I'm trying to convert a french pdf into simple text, but accented characters don't seem to be translated. For example, occurrences of é are translated to e'. The command I use is: gswin32c.exe -q -dNODISPLAY -dSAFER -dDELAYBIND -dWRITESYSTEMDICT -dSIMPLE -c save -f ps2ascii.ps my.pdf -c quit >file.txt Am I doing something wrong? Is there a way to convert text to utf-8 rather than to ascii? Thanks for answering.
(In reply to comment #0) > For example, occurrences of é are translated to e'. Often a character with an accent is actually described as the base character + an accent character. Without a sample file its not possible to say any more. > Am I doing something wrong? > Is there a way to convert text to utf-8 rather than to ascii? Currently no, there is a long term project for better text extraction, but it has a very low priority.
Hi Ken, Thanks for the quick answer. I'm uploading one particular pdf, although any french pdf will do. The text on the first page: Jacques Chirac présidera une journée is extracted as: Jacques Chirac pre'sidera une journe' Is there no hope of extracting it correctly?
Created attachment 6569 [details] french pdf
(In reply to comment #2) > Hi Ken, > > Thanks for the quick answer. > I'm uploading one particular pdf, although any french pdf will do. > > The text on the first page: > Jacques Chirac présidera une journée > is extracted as: > Jacques Chirac pre'sidera une journe' The ps2ascii.ps script deliberately outputs accented glyphs as the regular glyph plus an 'accent', the accent characters are defined in the file in a particular way. So eacute is e', ecaron would be e^ adiereis would be a" and so on. This appears to be done in order to use plain old ASCII (ie 7-bit, *not* the extended ASCII range), all the accented characters are in the extended ASCII range, > 127. So this is working as designed. You can (of course!) change the way it works, you'll need to edit ps2ascii.ps. Look for the section commented '% Encode the ISO accented characters.'. That currently breaks the ISO Latin named accented glyphs into their two components, then glues the resulting characters back together to make a 2 character string. You'll need to change all of that. A quick and dirty solution would be to add something like: mark /eacute <XX> /egrave <XX> .chars.def and so on, where XX is the hexadecimal value of the character you want to use. Define this *after* the loop defining the ISO latin characters. Closing as 'worksforme'.
Ken, Thanks for the info. Can I find somewhere some information about the format of ps2ascii.ps? Thanks
(In reply to comment #5) > Can I find somewhere some information about the format of ps2ascii.ps?
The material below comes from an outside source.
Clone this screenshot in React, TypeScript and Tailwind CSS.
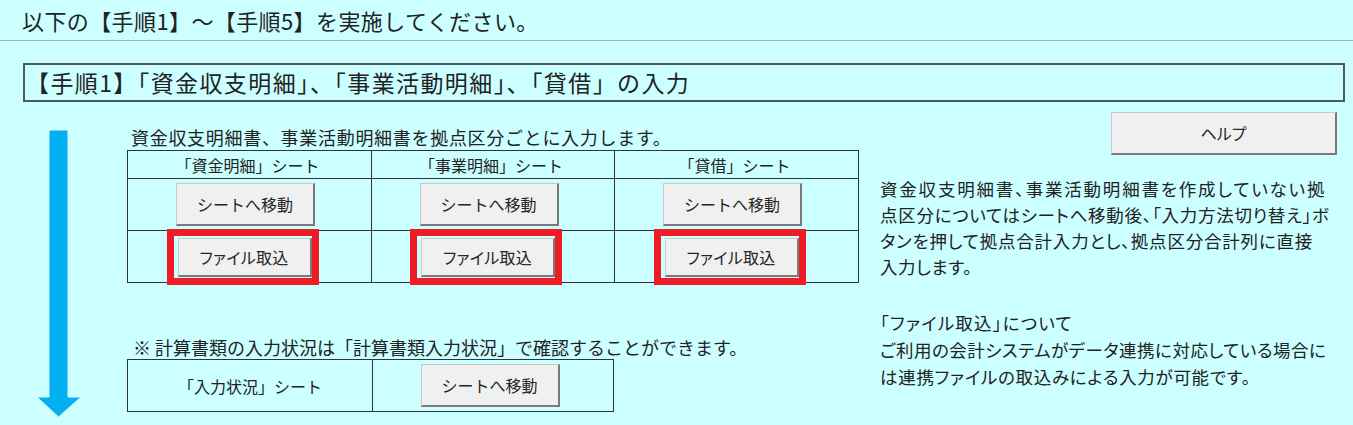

Its a PostScript program, the only documentation is that contained in the comments within the file itself.
Created attachment 6570 [details] ps2utf8.ps
Created attachment 6571 [details] DjVuLibre ps2utf8.ps
Ken, Per your instructions, I have created the file ps2utf8.ps based upon ps2ascii.ps. The character-mappings were adapted from the DjVuLibre open-source project. The result seems to work and does convert french pdf into utf-8 text, at least on the (few) files that I have tested. I have not tested other languages, although it seems that all European languages are supposedly supported. However, I don't have the knowledge to verify whether what I did was totally correct. I have also not programmed the addition of a BOM (byte order mark) under Windows, since I don't know how. This ideally should be optional. The file ps2utf8.ps was uploaded as attachment. I have also uploaded the original DjVuLibre file, for reference, as it takes some research to find. In the hope that you will find this useful, and might even be inspired to add a ps2utf8 encoding to GS ...
(In reply to comment #9) > Ken, > > Per your instructions, I have created the file ps2utf8.ps based upon > ps2ascii.ps. The character-mappings were adapted from the DjVuLibre open-source > project. Wow, you've gone a lot further than anything I was suggesting... > The file ps2utf8.ps was uploaded as attachment. I have also uploaded the > original DjVuLibre file, for reference, as it takes some research to find. > > In the hope that you will find this useful, and might even be inspired to add a > ps2utf8 encoding to GS ... Thanks for that, if anyone else requests it I can point them to this. One day we hope to have a more functional text extraction device written in C and able to deal with things like ToUnicode CMaps which will allow processing of some CIDFonts.